Now 37, Oher seeks a full accounting of assets, considering his life story produced millions of dollars, though he says he received nothing from the movie. He accuses the Tuohys of falsely representing themselves as his adoptive parents, saying he only discovered in February that the conservatorship provided him no familial relationship to them.The Tuohys said they loved Oher like a son and supported him when he lived with them and when he was in college.
The Tuohys didn't instead adopt Oher because the conservatorship was the fastest way to satisfy the NCAA's concerns that the Tuohys weren't simply steering a talented athlete to Ole Miss, lawyer Randall Fishman said. Haneman said there were other legal options available, such as power of attorney, which would not have stripped Oher of his "legal capacity."

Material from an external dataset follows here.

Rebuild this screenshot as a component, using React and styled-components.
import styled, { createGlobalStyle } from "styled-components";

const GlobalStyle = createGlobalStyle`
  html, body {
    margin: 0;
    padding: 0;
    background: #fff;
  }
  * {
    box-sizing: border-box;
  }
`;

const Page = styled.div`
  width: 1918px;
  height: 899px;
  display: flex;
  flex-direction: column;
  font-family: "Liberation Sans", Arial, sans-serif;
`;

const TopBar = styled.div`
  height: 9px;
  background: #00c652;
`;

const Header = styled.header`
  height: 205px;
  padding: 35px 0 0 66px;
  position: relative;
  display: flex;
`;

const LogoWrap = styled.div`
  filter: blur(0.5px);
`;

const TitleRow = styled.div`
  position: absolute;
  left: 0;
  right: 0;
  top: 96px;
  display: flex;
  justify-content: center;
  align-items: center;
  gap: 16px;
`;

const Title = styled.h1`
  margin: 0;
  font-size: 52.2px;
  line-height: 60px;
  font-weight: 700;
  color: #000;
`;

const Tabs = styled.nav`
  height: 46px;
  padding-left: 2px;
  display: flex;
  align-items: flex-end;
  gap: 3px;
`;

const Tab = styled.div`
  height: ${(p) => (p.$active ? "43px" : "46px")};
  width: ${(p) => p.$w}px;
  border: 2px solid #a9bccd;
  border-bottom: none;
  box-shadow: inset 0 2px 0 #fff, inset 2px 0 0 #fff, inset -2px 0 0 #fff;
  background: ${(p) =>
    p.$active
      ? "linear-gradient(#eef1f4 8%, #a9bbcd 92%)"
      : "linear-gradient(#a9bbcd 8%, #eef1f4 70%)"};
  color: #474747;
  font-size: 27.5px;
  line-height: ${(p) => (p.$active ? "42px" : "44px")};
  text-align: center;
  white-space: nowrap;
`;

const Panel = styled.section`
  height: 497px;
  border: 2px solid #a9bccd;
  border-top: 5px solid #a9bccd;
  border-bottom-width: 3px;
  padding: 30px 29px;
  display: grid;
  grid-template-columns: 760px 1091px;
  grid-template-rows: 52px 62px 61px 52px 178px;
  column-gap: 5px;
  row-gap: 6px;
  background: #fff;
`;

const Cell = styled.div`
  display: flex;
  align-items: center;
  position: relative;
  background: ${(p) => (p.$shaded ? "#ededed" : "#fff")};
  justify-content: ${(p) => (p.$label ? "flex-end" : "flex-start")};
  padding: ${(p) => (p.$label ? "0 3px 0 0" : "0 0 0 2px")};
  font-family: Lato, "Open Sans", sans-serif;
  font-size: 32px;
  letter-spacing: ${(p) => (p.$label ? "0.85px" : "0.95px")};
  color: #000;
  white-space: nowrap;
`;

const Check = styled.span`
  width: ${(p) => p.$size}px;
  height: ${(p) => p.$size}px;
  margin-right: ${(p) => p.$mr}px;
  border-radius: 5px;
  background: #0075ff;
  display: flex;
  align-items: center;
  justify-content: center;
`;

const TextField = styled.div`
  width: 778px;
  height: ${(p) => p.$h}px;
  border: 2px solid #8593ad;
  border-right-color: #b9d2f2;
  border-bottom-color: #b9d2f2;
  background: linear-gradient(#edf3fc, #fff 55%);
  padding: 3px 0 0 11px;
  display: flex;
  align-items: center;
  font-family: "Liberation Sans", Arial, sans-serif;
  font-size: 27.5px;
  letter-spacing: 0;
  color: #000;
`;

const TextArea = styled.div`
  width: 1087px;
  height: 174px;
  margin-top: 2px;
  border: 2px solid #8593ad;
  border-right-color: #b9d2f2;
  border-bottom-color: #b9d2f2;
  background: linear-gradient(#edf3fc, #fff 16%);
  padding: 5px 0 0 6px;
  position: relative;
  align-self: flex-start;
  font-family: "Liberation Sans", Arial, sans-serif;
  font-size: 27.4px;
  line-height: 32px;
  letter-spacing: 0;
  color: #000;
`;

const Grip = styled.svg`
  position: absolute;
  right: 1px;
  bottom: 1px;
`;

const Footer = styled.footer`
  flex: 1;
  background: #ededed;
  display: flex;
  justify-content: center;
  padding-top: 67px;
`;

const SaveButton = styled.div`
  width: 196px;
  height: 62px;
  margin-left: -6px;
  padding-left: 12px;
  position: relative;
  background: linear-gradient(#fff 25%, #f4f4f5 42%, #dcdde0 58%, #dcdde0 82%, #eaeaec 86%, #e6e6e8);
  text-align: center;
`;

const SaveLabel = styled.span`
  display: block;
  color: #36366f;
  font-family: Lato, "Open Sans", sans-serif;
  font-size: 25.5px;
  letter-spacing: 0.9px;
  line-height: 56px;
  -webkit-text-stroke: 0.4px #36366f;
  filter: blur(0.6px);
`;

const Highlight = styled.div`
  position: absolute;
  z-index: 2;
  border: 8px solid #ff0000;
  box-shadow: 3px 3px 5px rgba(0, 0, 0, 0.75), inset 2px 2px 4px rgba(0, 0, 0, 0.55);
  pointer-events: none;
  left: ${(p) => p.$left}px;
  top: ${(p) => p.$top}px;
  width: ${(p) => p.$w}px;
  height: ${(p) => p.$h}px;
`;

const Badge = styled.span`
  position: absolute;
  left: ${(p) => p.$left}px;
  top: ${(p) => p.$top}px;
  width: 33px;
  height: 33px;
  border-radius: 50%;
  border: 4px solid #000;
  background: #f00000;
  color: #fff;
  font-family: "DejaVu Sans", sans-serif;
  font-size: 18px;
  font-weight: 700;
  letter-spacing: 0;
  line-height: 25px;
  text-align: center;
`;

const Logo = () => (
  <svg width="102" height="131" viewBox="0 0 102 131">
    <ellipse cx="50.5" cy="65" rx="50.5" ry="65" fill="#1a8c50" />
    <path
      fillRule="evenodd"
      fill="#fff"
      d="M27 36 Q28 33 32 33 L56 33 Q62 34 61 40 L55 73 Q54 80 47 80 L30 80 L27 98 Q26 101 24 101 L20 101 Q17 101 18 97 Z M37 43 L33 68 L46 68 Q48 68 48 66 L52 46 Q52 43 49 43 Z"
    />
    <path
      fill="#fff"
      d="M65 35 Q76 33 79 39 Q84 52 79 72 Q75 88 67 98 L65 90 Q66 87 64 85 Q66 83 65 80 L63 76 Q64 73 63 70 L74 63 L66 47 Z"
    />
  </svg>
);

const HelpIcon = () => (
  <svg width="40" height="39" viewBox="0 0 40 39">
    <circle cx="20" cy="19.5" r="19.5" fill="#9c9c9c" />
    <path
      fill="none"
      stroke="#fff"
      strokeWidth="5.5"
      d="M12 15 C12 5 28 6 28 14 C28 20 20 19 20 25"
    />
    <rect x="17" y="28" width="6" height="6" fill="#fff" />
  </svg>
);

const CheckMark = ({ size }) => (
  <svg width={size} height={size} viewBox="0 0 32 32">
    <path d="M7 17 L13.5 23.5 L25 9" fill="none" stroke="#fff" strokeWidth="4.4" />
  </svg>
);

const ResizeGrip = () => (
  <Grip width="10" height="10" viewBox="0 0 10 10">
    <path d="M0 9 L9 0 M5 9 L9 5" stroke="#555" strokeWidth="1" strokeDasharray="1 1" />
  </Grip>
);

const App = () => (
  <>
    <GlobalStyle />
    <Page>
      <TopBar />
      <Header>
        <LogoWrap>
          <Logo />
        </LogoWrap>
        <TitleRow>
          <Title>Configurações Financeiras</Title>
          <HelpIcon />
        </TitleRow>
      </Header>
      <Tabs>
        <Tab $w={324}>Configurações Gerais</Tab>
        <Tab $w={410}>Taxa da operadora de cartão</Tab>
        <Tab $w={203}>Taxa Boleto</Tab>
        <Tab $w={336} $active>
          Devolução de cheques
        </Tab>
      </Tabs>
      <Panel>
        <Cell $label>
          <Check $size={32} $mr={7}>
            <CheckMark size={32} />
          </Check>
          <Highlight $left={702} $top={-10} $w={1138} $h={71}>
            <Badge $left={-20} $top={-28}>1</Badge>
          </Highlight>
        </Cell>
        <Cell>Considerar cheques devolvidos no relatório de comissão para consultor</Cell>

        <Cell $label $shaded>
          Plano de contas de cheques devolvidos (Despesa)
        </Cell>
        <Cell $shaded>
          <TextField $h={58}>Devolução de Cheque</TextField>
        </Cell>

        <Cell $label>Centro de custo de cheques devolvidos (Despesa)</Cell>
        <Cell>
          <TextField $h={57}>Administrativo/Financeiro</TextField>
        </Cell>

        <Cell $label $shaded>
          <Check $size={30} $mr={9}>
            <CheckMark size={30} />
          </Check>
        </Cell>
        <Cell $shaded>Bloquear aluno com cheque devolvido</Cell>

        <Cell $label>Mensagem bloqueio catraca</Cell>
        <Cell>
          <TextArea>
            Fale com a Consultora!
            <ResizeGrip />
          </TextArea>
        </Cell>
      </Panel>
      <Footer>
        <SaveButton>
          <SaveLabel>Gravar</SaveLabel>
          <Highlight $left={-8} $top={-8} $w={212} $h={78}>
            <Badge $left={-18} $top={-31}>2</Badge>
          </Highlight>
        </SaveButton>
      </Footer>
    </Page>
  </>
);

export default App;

"People have been saying, `Well, you've got to have some kind of issue to be a ward in a conservatorship,"' Fishman said Thursday. "That's just not true. He just needed some guidance and that's why the court did it."Another Tuohy attorney, Martin Singer, said in a statement that profit participation checks and studio accounting statements support the assertions that Oher received money from the film.
Lewis told The Washington Post that no one involved in the book received millions of dollars. Regarding money made off the profits from the film, which raked in hundreds of millions of dollars, Lewis said that he and the Tuohy family each received around $350,000 after taxes and agent fees.